What I discovered through personal conversation and our correspondence was that he was applying within RC a strict neo-marxist, leninist approach. He told me that he had earlier been a member of the communist party and had been busy in the labour struggles in the northwestern USA, and that he resigned from the party because its members were too full of their own unprocessed distress. What he didn't tell me, though it soon became obvious, was that he took from the party the leninist doctrine of firm central control of theory and policy in running RC. He was the sole source of RC theory, edited anyone else's version of it, and controlled the policy of developing the RC communities, appointing and sacking local teachers and organisers. And he was remarkably intransigent in both respects.

He opposed every suggestion I made about policies to develop RC in ways appropriate to the European context. If he had followed some of my ideas there might well not have been the later defection of whole RC communities in Belgium and elsewhere. On the matter of theory, I put it to him that if he really believed in the liberation of occluded intelligence through the discharge of distress, then the sign of true liberation is that people will apply their intelligence awarely, lovingly, creatively and critically to the theoretical assumptions in terms of which it has been liberated. And until they can do this, their intelligence isn't really free. Under the impact of this inescapably powerful view he promised, at a public workshop, to set up the so-called Revaluation Counseling Theoretician, a journal for the open discussion of theory among experienced and mature co-counsellors. He never did set it up.

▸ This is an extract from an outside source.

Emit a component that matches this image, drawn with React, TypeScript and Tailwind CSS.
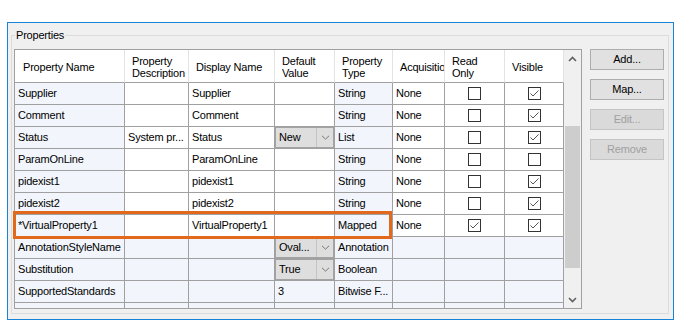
import React from 'react';

type Row = {
  name: string;
  desc?: string;
  disp?: string;
  def?: string;
  combo?: string;
  type: string;
  acq?: string;
  ro?: boolean;
  vis?: boolean;
  locked?: boolean;
};

const rows: Row[] = [
  { name: 'Supplier', disp: 'Supplier', type: 'String', acq: 'None', ro: false, vis: true },
  { name: 'Comment', disp: 'Comment', type: 'String', acq: 'None', ro: false, vis: true },
  { name: 'Status', desc: 'System pr...', disp: 'Status', combo: 'New', type: 'List', acq: 'None', ro: false, vis: true },
  { name: 'ParamOnLine', disp: 'ParamOnLine', type: 'String', acq: 'None', ro: false, vis: false },
  { name: 'pidexist1', disp: 'pidexist1', type: 'String', acq: 'None', ro: false, vis: true },
  { name: 'pidexist2', disp: 'pidexist2', type: 'String', acq: 'None', ro: false, vis: true },
  { name: '*VirtualProperty1', disp: 'VirtualProperty1', type: 'Mapped', acq: 'None', ro: true, vis: true },
  { name: 'AnnotationStyleName', combo: 'Oval...', type: 'Annotation', locked: true },
  { name: 'Substitution', combo: 'True', type: 'Boolean', locked: true },
  { name: 'SupportedStandards', def: '3', type: 'Bitwise F...', locked: true },
];

const cols = 'grid grid-cols-[110px_64px_86px_60px_58px_52px_60px_59px]';
const blue = 'bg-[#f2f6fc]';

const Check = ({ checked }: { checked: boolean }) => (
  <div className="w-[13px] h-[13px] border border-[#333333] bg-white flex items-center justify-center">
    {checked && (
      <svg width="11" height="11" viewBox="0 0 11 11">
        <path d="M1.5 5.5 L4 8 L9.5 2.5" stroke="#555555" strokeWidth="1" fill="none" />
      </svg>
    )}
  </div>
);

const Combo = ({ value }: { value: string }) => (
  <div className="flex w-full h-full border border-[#a3a3a3] bg-[#dedede]">
    <div className="flex-1 flex items-center pl-[3px]">{value}</div>
    <div className="w-[17px] border-l border-[#c4c4c4] flex items-center justify-center">
      <svg width="9" height="5" viewBox="0 0 9 5">
        <path d="M1 0.8 L4.5 4.2 L8 0.8" stroke="#777777" strokeWidth="1" fill="none" />
      </svg>
    </div>
  </div>
);

const Cell = ({ children, bg = 'bg-white', center = false }: { children?: React.ReactNode; bg?: string; center?: boolean }) => (
  <div
    className={`h-[22px] border-r border-b border-[#a0a0a0] flex items-center overflow-hidden whitespace-nowrap ${
      center ? 'justify-center' : 'pl-[3px]'
    } ${bg}`}
  >
    {children}
  </div>
);

const Head = ({ children, first = false }: { children: React.ReactNode; first?: boolean }) => (
  <div
    className={`h-[33px] border-r border-b border-r-[#e3e3e3] border-b-[#a0a0a0] bg-white flex items-center pt-[2px] overflow-hidden whitespace-nowrap leading-[12px] ${
      first ? 'pl-[8px]' : 'pl-[7px]'
    }`}
  >
    {children}
  </div>
);

const Btn = ({ label, disabled = false }: { label: string; disabled?: boolean }) => (
  <div
    className={`w-[74px] h-[21px] border flex items-center justify-center ${
      disabled ? 'border-[#c4c4c4] bg-[#dadada] text-[#a0a0a0]' : 'border-[#adadad] bg-[#e1e1e1] text-black'
    }`}
  >
    {label}
  </div>
);

export default function App() {
  return (
    <div
      className="w-[680px] h-[330px] bg-white pt-[22px] pl-[7px] text-[11px] tracking-[-0.2px] text-black"
      style={{ fontFamily: '"Liberation Sans", Arial, sans-serif' }}
    >
      <div className="w-[667px] h-[298px] border border-[#1883d7] bg-[#f0f0f0] pt-[6px] pl-[3px]">
        <fieldset className="w-[658px] h-[285px] border border-[#dcdcdc] px-[2px] pt-[7px] pb-0 m-0">
          <legend className="ml-[1px] px-[1px] leading-[13px]">Properties</legend>
          <div className="flex gap-[8px]">
            {/* grid */}
            <div className="relative flex w-[568px] h-[260px] border border-[#a0a0a0] bg-white">
              <div className="w-[549px] h-[258px] overflow-hidden">
                <div className={cols}>
                  <Head first>Property Name</Head>
                  <Head>
                    <div>Property<br />Description</div>
                  </Head>
                  <Head>Display Name</Head>
                  <Head>
                    <div>Default<br />Value</div>
                  </Head>
                  <Head>
                    <div>Property<br />Type</div>
                  </Head>
                  <Head>Acquisition</Head>
                  <Head>
                    <div>Read<br />Only</div>
                  </Head>
                  <Head>Visible</Head>
                </div>
                {rows.map((r, i) => {
                  const bg = r.locked ? blue : 'bg-white';
                  return (
                    <div key={i} className={cols}>
                      <Cell bg={blue}>{r.name}</Cell>
                      <Cell bg={bg}>{r.desc}</Cell>
                      <Cell bg={bg}>{r.disp}</Cell>
                      {r.combo ? (
                        <div className="h-[22px] border-r border-b border-[#a0a0a0]">
                          <Combo value={r.combo} />
                        </div>
                      ) : (
                        <Cell bg={bg}>{r.def}</Cell>
                      )}
                      <Cell bg={blue}>{r.type}</Cell>
                      <Cell bg={bg}>{r.acq}</Cell>
                      <Cell bg={bg} center>
                        {!r.locked && <Check checked={!!r.ro} />}
                      </Cell>
                      <Cell bg={bg} center>
                        {!r.locked && <Check checked={!!r.vis} />}
                      </Cell>
                    </div>
                  );
                })}
                <div className={cols}>
                  {Array.from({ length: 8 }).map((_, i) => (
                    <Cell key={i} bg={blue} />
                  ))}
                </div>
              </div>
              {/* scrollbar */}
              <div className="w-[17px] h-[258px] bg-[#f0f0f0] flex flex-col items-center">
                <div className="h-[17px] flex items-center justify-center">
                  <svg width="9" height="6" viewBox="0 0 9 6">
                    <path d="M1 5 L4.5 1.5 L8 5" stroke="#606060" strokeWidth="1.6" fill="none" />
                  </svg>
                </div>
                <div className="h-[59px]" />
                <div className="w-[15px] h-[142px] bg-[#cdcdcd]" />
                <div className="flex-1" />
                <div className="h-[17px] flex items-center justify-center">
                  <svg width="9" height="6" viewBox="0 0 9 6">
                    <path d="M1 1 L4.5 4.5 L8 1" stroke="#606060" strokeWidth="1.6" fill="none" />
                  </svg>
                </div>
              </div>
              {/* highlight */}
              <div className="absolute left-[-2px] top-[161px] w-[379px] h-[28px] border-[3px] border-[#e2691c] pointer-events-none" />
            </div>
            {/* buttons */}
            <div className="flex flex-col gap-[9px]">
              <Btn label="Add..." />
              <Btn label="Map..." />
              <Btn label="Edit..." disabled />
              <Btn label="Remove" disabled />
            </div>
          </div>
        </fieldset>
      </div>
    </div>
  );
}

For some while we aired our differences in public, sending copies of our exchange of letters to all the local RC leaders around the world. Eventually I realized I needed to leave RC: I could not honour my own humanity and remain part of a system that in principle would not have dialogue and debate about the premises on which it is based, a system that was an ideological and political autocracy. In February 1974, I resigned from all my RC roles and started to develop co-counselling on an independent basis. Later in that year I first met Dency and Tom when they visited the UK, and we co-founded CCI.

Two things took me into, and underpin my involvement in, co-counselling. When I met Tom Scheff in 1971, I had just started my interest in democratic research, people researching people, doing research with  people not on   them. In 1996 I published, after twenty five years of work on this kind of person-centred research, the first full account of co-operative inquiry, in which people together agree on theory, explore it through their own experience, and review the theory in the light of their continued experience of it. From the outset, co-counselling seemed tailor-made for this way of people doing research with each other. So I ran the first RC class at the University of Surrey, for 20 weeks starting October 1971, as a co-operative experiential inquiry into the theory of RC. From the very beginning my commitment to co-counselling has been based on inquiry. It always has been and it always will be. Co-counselling is ideally suited for participative, shared, conjoint inquiry.

The other fundamental reason I became interested in co-counselling was because I was and am a mystic. I believe deeply in the spirituality of the universe as a multidimensional creation. And I saw in co-counselling an excellent and successful way of making space for the dynamic, indwelling spirit to move within and heal me, flushing out emotional pain through discharge. As a client, I opened to a deep creative principle which, given half a chance, recreated my way of being in the world. That was for me living experiential theology, and always has been. I'll now say a bit more about each of these two interests.

I soon I realized that inquiry was not allowed inside RC. I could have nothing to do with this movement with such a prohibition in place. If you create a community with a lot of love about, but the love is separated from inquiry, then the love becomes fickle and potentially traitorous. It only appears to be liberating, for it turns into its opposite and becomes damaging and destructive toward people who have authentic doubts. This is what happened in RC. As soon as a member disagreed genuinely about fundamental theory or policy, there was no dialogue, the love stopped and he or she was cast out of the fold: in a loving community one day, and out in the cold the next. That's the tragedy. Shared love and shared inquiry need each other.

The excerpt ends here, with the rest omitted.